The authors speculated that while there could have been significant differences in speeds between the rural U.S. or State highway approaching a small town and the road diet section, this calming effect would be less likely in the larger cities, where the approaching speed limits (and traffic speeds) might have been lower before treatment.

Puffin Pedestrian Crossing Accident Study
Puffin facilities are pedestrian-activated crossings that also automatically detect pedestrians in the roadway, and adjust signal timing accordingly. Research has shown that compared to existing pedestrian signal facilities, Puffin facilities can reduce both driver and pedestrian delay at junctions, and improve pedestrian comfort (particularly for older pedestrians and those with impaired mobility). Previous research has also indicated safety benefits. The aim of this study was to quantify the safety benefit.

Crash data was analysed from 50 sites (40 mid-block crossings and ten junctions) that had been converted to Puffin facilities from Pelican (traditional pedestrian-activated) crossings and farside pedestrian signals at junctions. The sites had no other significant changes in layout or operation, and were in general conformance with current Puffin guidance. “Before” and “after” conversion accident data was paired together for each site, negating any biases for particular site factors.

Mid-block Puffin crossings were shown to be safer than Pelican crossings with a mean reduction in personal injury accident frequency of 17%, statistically significant at the 5% level. The accident frequency reduction for the combined sample including junctions was 19%, statistically significant at the 5% level.

Distracted Driving: So What's the Big Picture
In the past five years distracted driving has garnered growing media attention and rapidly emerged as one of the most high-profile, talked-about issues in road safety today.

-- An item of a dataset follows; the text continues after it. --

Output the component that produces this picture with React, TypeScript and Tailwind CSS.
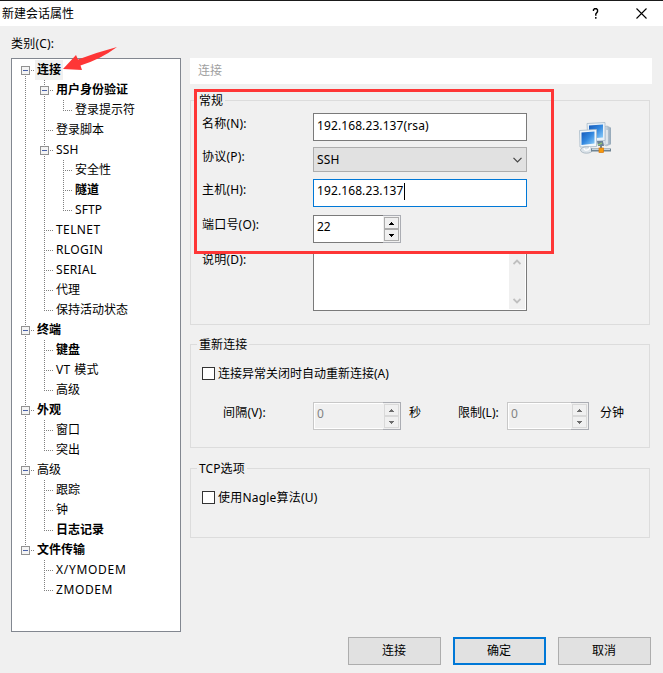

A major reason for the fractionated efforts to address the issue is that the big picture is often neglected. Like most road safety issues, distracted driving is transdisciplinary in nature and therefore complex both to understand and to solve. Indeed, solutions to mitigate distracted driving have not been well-evaluated so our knowledge of what works is severely limited.

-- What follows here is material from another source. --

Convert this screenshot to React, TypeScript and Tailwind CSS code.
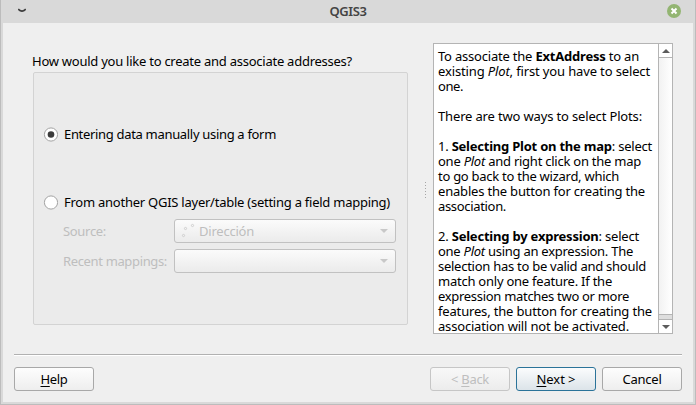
import { useLayoutEffect, useRef, useState, type ReactNode } from "react";

/** One line of text whose tracking is computed so that it fills a given width. */
function Line({ width, className = "", children }: { width: number; className?: string; children?: ReactNode }) {
  const ref = useRef<HTMLSpanElement>(null);
  const [spacing, setSpacing] = useState(0);
  useLayoutEffect(() => {
    const el = ref.current;
    if (!el || !el.textContent) return;
    el.style.letterSpacing = "0px";
    const next = (width - el.getBoundingClientRect().width) / el.textContent.length;
    el.style.letterSpacing = `${next}px`;
    setSpacing(next);
  }, [width]);
  return (
    <div className={`h-[15px] leading-[15px] whitespace-pre ${className}`}>
      <span ref={ref} className="inline-block" style={{ letterSpacing: spacing }}>
        {children}
      </span>
    </div>
  );
}

function Radio({ checked = false }: { checked?: boolean }) {
  return (
    <svg className="-ml-px h-[15px] w-[15px] shrink-0" viewBox="0 0 15 15">
      <circle cx="8" cy="7.5" r="6.600" fill="#fff" stroke="#a3a3a3" />
      {checked && <circle cx="8" cy="7.5" r="3.300" fill="#3b3b3b" />}
    </svg>
  );
}

function Combo({ children }: { children?: ReactNode }) {
  return (
    <div className="flex h-6 w-[222px] items-center rounded-[3px] border border-[#c1c1c1] bg-linear-to-b from-[#fbfbfb] to-[#ebebeb] pr-[7px] pl-[5px]">
      {children}
      <svg className="ml-auto h-1 w-2" viewBox="0 0 8 4">
        <path d="M0 0h8L4 4z" fill="#c8c8c8" />
      </svg>
    </div>
  );
}

function Button({ tone = "normal", children }: { tone?: "normal" | "disabled" | "default"; children: ReactNode }) {
  const tones = {
    normal: "border-[#a8a8a8] from-[#fdfdfd] to-[#eeeeee] text-black",
    disabled: "border-[#c6c6c6] from-[#f8f8f8] to-[#ececec] text-[#bebebe]",
    default: "border-[#2b7399] from-[#fbfcfd] to-[#dce4e9] text-black",
  };
  return (
    <button className={`flex h-6 w-20 items-center justify-center rounded-[3px] border bg-linear-to-b ${tones[tone]}`}>
      {children}
    </button>
  );
}

function Key({ children }: { children: ReactNode }) {
  return <span className="underline decoration-1 underline-offset-[2px]">{children}</span>;
}

export default function App() {
  return (
    <div className="flex h-[405px] w-[696px] flex-col border-x border-b border-[#bcbcbc] bg-[#d9d9d9] px-[2px] pb-[2px] font-['Noto_Sans',sans-serif] text-[13px] text-black">
      <header className="flex h-[23px] shrink-0 items-center justify-between pr-[12px] pl-[15px]">
        <svg className="-mt-[2px] h-[5px] w-[8px]" viewBox="0 0 8 5">
          <path d="M.3 1L2 2.600Q4 3.800 6 2.600L7.700 1" fill="none" stroke="#3e3e3e" strokeWidth="1.700" />
        </svg>
        <Line width={37} className="pl-[3px] font-semibold text-[#444]">QGIS3</Line>
        <svg className="-mt-px h-[14px] w-[14px]" viewBox="0 0 14 14">
          <circle cx="7" cy="7" r="7" fill="#93b572" />
          <path d="M4.500 4.500l5 5m0-5l-5 5" stroke="#fff" strokeWidth="2" />
        </svg>
      </header>

      <main className="flex min-h-0 flex-1 flex-col bg-[#efefef] px-[11px]">
        <div className="flex h-[331px] shrink-0 pt-5">
          <section className="w-[394px] pt-[11px] pl-[18px]">
            <Line width={320}>How would you like to create and associate addresses?</Line>
            <div className="mt-[3px] ml-px h-[253px] w-[375px] rounded-[2px] border border-[#d3d3d3] bg-[#ebebeb] pt-[54px] pl-[10px]">
              <label className="flex h-[15px] items-center gap-[6px]">
                <Radio checked />
                <Line width={212}>Entering data manually using a form</Line>
              </label>
              <label className="mt-[53px] flex h-[15px] items-center gap-[6px]">
                <Radio />
                <Line width={326}>From another QGIS layer/table (setting a field mapping)</Line>
              </label>
              <div className="mt-[9px] grid grid-cols-[111px_222px] items-center gap-y-[6px] pl-[19px] text-[#bebebe]">
                <Line width={43}>Source:</Line>
                <Combo>
                  <svg className="mr-[3px] h-4 w-4" viewBox="0 0 16 16" fill="none" stroke="#cfcfcf">
                    <circle cx="12.500" cy="2.500" r="1.100" />
                    <circle cx="5.500" cy="5.500" r="1.100" />
                    <circle cx="3.500" cy="12.500" r="1.100" />
                  </svg>
                  <Line width={55}>Dirección</Line>
                </Combo>
                <Line width={104}>Recent mappings:</Line>
                <Combo />
              </div>
            </div>
          </section>

          <div className="flex w-[25px] flex-col items-end gap-[2px] pt-[139px]">
            {[0, 1, 2, 3, 4, 5].map((dot) => (
              <i key={dot} className="mr-[7px] h-px w-px bg-[#a6a6a6]" />
            ))}
          </div>

          <section className="flex h-[291px] w-[240px] border border-[#b4b4b4] bg-white">
            <div className="w-[224px] pt-[5px] pl-[4px]">
              <Line width={201}>To associate the <b>ExtAddress</b> to an</Line>
              <Line width={212}>existing <i>Plot</i>, first you have to select</Line>
              <Line width={25}>one.</Line>
              <Line width={0} />
              <Line width={204}>There are two ways to select Plots:</Line>
              <Line width={0} />
              <Line width={214}>1. <b>Selecting Plot on the map</b>: select</Line>
              <Line width={203}>one <i>Plot</i> and right click on the map</Line>
              <Line width={181}>to go back to the wizard, which</Line>
              <Line width={207}>enables the button for creating the</Line>
              <Line width={68}>association.</Line>
              <Line width={0} />
              <Line width={201}>2. <b>Selecting by expression</b>: select</Line>
              <Line width={195}>one <i>Plot</i> using an expression. The</Line>
              <Line width={208}>selection has to be valid and should</Line>
              <Line width={174}>match only one feature. If the</Line>
              <Line width={191}>expression matches two or more</Line>
              <Line width={214}>features, the button for creating the</Line>
              <Line width={191}>association will not be activated.</Line>
            </div>
            <div className="flex w-[14px] flex-col border-l border-[#b4b4b4]">
              <div className="flex h-[13px] shrink-0 items-center justify-center">
                <svg className="h-1 w-2" viewBox="0 0 8 4"><path d="M0 4h8L4 0z" fill="#5c5c5c" /></svg>
              </div>
              <div className="h-[258px] shrink-0 border-y border-[#b4b4b4] bg-linear-to-r from-[#f2f2f2] to-white" />
              <div className="h-[4px] shrink-0 bg-[#dedede]" />
              <div className="flex min-h-0 flex-1 items-center justify-center border-t border-[#b4b4b4]">
                <svg className="h-1 w-2" viewBox="0 0 8 4"><path d="M0 0h8L4 4z" fill="#5c5c5c" /></svg>
              </div>
            </div>
          </section>
        </div>

        <div className="h-[2px] w-[668px] shrink-0 border-t border-b border-t-[#b1b1b1] border-b-white" />
        <footer className="mt-[11px] flex gap-[6px]">
          <Button><Line width={27}><Key>H</Key>elp</Line></Button>
          <div className="ml-auto" />
          <Button tone="disabled"><Line width={38}>&lt; <Key>B</Key>ack</Line></Button>
          <Button tone="default"><Line width={39}><Key>N</Key>ext &gt;</Line></Button>
          <Button><Line width={39}>Cancel</Line></Button>
        </footer>
      </main>
    </div>
  );
}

To put the issue into proper perspective, this article from the Treaffic Injury Research Foundation shares insight into many different facets of distracted driving that draws upon existing research, policy documents, and activities in North America.

Mobile Phone Use: A Growing Problem of Distracted Driving
Driver distraction is an important risk factor for road traffic injuries. This report from the World Health Organization focuses on the use of mobile phones while driving, in response to concern among policy-makers that this potential risk to road safety is increasing rapidly as a result of the exponential growth in the use of mobile phones more generally in society. It aims to raise awareness about the risks of distracted driving associated with mobile phone use, and to present countermeasures that are being used around the world to tackle this growing problem.

Some interesting tidbits from the report:

1. The proportion of drivers using mobile phones while driving has increased over the past 5–10 years, ranging from 1% to up to 11%.

2. There is a growing body of evidence that shows that the distraction caused by mobile phones can impair performance in a number of ways, e.g. longer reaction times (notably braking reaction time, but also reaction to traffic signals), impaired ability to keep in the correct lane, shorter following distances, and an overall reduction in awareness of the driving situation.

3. Studies suggest that drivers using a mobile phone are approximately four times more likely to be involved in a crash. This increased risk appears to be similar for both hand-held and hands-free phones.


  1. Nice roundup! That's some interesting stuff.

  2. Very nice. Thank you for gathering these. This will be one of those blog posts that will need to be bookmarked.

  3. Thanks! I thought the research out of San Francisco was especially interesting, it's good to see people getting thoughtful about how to efficiently address pedestrian safety problems.